IL TERZO ANNO, ARRIVA MOURINHO - "Cambiano allenatore, arriva Mourinho per Mancini. Quando porti lo Special One, porti tutto il pacco: allenatore e media. Era un tipo che mi stimolava, duro, che ti dà responsabilità. Però, allo stesso tempo, è uno che vuole indietro i risultati; il campionato lo vinciamo, divento per la prima volta capocannoniere con l'Inter: se sei top scorer in Italia, allora puoi diventarlo in ogni campionato. La Serie A è il campionato più difficile perché lì conta vincere, non giocare bene: tatticamente sono più avanti di tutti. Vinciamo lo scudetto, divento il miglior straniero 2-3 volte in sei anni, poi in Italia che per me è il campionato top of the top".

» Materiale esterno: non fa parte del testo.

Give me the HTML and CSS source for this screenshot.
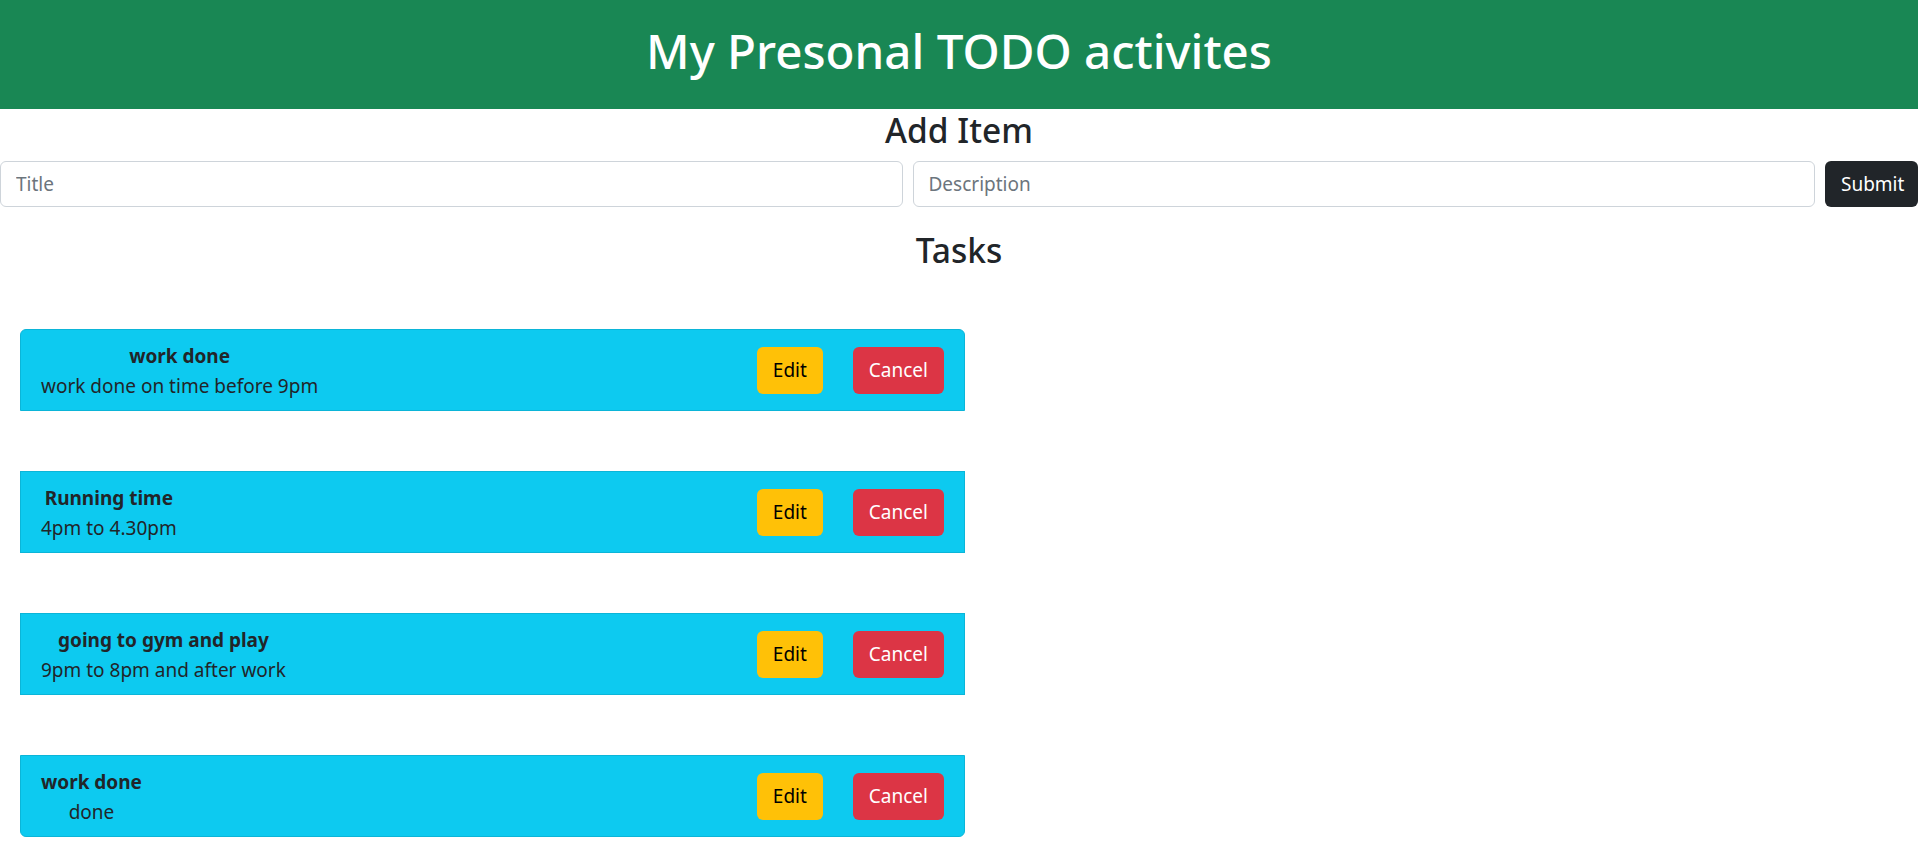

QUARTO ANNO, L'ADDIO - "Inizia la preparazione per il quarto anno, ma già alla fine del terzo sentivo che volevo un nuovo stimolo, qualcosa di nuovo. C'era la possibilità di andare al Barcellona, che quell'anno aveva vinto la Champions. Ma non era facile portarmi via, visto che il rapporto con Moratti era grande. C'era Maxwell che aveva appena firmato per il Barça, e allora scherzavo con lui dicendogli che gli avrei dato le mie scarpe da portare in Spagna e che poi avrebbe dovuto aspettarmi là. Dopo uno o due giorni, mi sa che si sono incontrati i dirigenti di Inter e Barcellona e dopo 20 minuti era tutto fatto: Mino mi chiama e mi dice 'andiamo'. Firmato il contratto, ho fatto la conferenza stampa col Barcellona, mi presento al Camp Nou davanti a 70mila persone e mi arriva un'adrenalina che avrei voluto giocare il giorno stesso. Però è stato molto bello, poi la verità sul bacio dello stemma era che è un un ordine dato dal Barcellona ai nuovi arrivati: non volevo cominciare col piede sbagliato, volevo che le cose andassero bene. Quando sono arrivato al Barcellona, così come successo con la Juve, mi sembrava di giocare a Fifa: avevano assemblato un Dream Team. Per me, ogni allenamento era come giocare a Fifa".